Do linkage suspension designs offer real benefits over single pivots?
JC: People are confused about single pivots because they see many connections on the whole rear triangle. But and the main thing is not single pivot Vs linkage, but main/or single pivot location.
If intellectual property didn’t exist, which rear suspension design would everyone use?
JC: The system itself is not the most important thing it is to follow your own way, and reach real efficiency. I like single pivot + linkage as a system. Sometimes systems are just names given to a particular way of designing a suspension, sometimes it’s just one detail of the whole design, which is raised to reach to a full system status.
This is the worst part of suspension design, when systems are mostly just marketing.
Why is it that a rearward axle path is often assumed to be better than a vertical or inward one?
JC: It can’t be assumed; it depends of the intended use of the bike.
Can a good shock/tune compensate for a poor suspension design?
JC: Definitely, but there is no miracle, even if you live close to Lourdes.
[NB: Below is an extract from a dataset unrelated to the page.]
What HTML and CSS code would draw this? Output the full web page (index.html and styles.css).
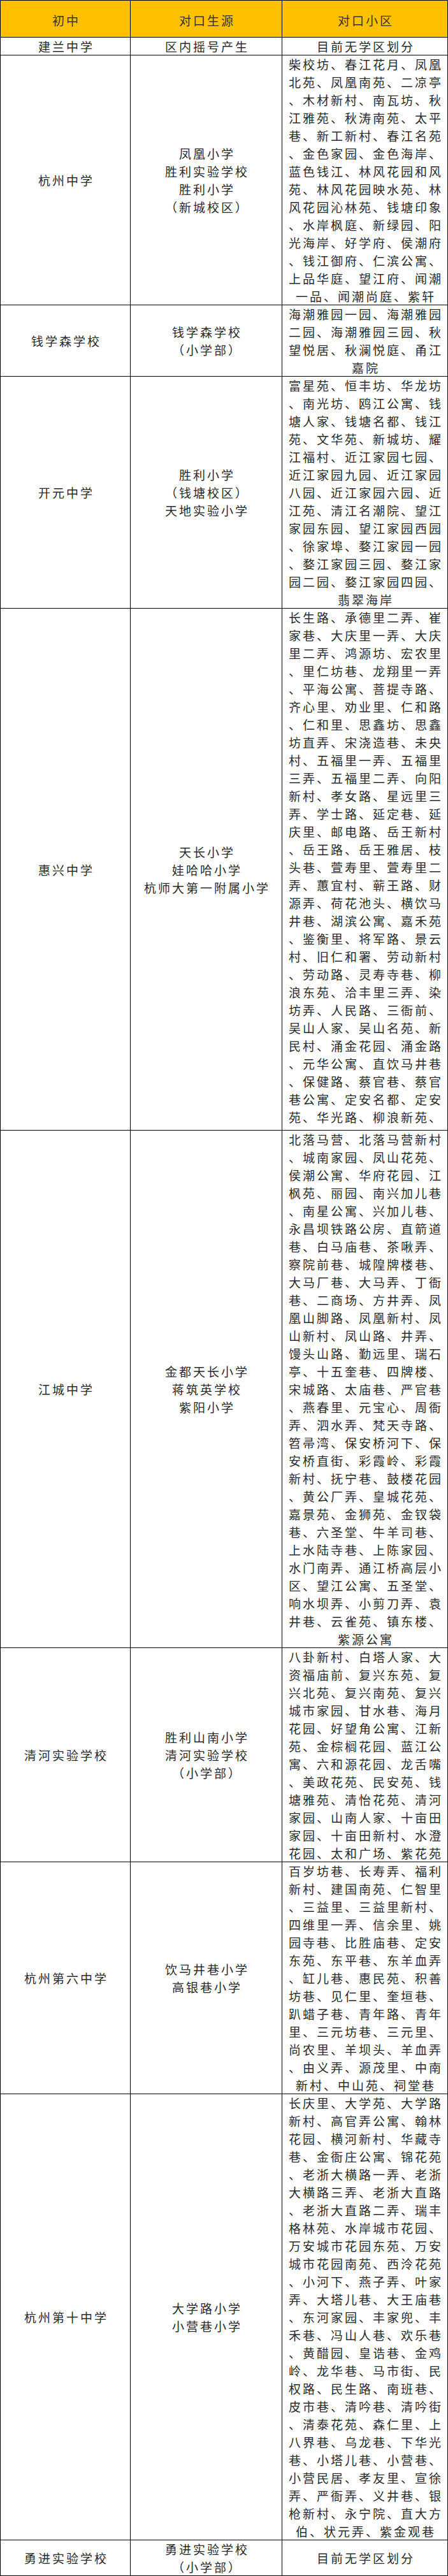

Our job is to adapt our product to the bike design. Later, the bike design may evolve depending on the damping technology improvements, but at first, we have to get the best from the suspension design with a proper damping system.
Is suspension set-up and the array of adjustments currently on offer overly complex for the average rider?
JC: Marketing says that you need millions of setting. But it depends mostly on your knowledge, and your level of riding. It’s very complicated to set up suspension, you need a lot of experience and very few riders are able to understand how to set up a real three or four way damper.
Our philosophy is to bring to the customer what he needs in terms of settings. We already do it for cars or motorbikes, and often advise our customers to buy a cheaper shock, better suited to their settings skills.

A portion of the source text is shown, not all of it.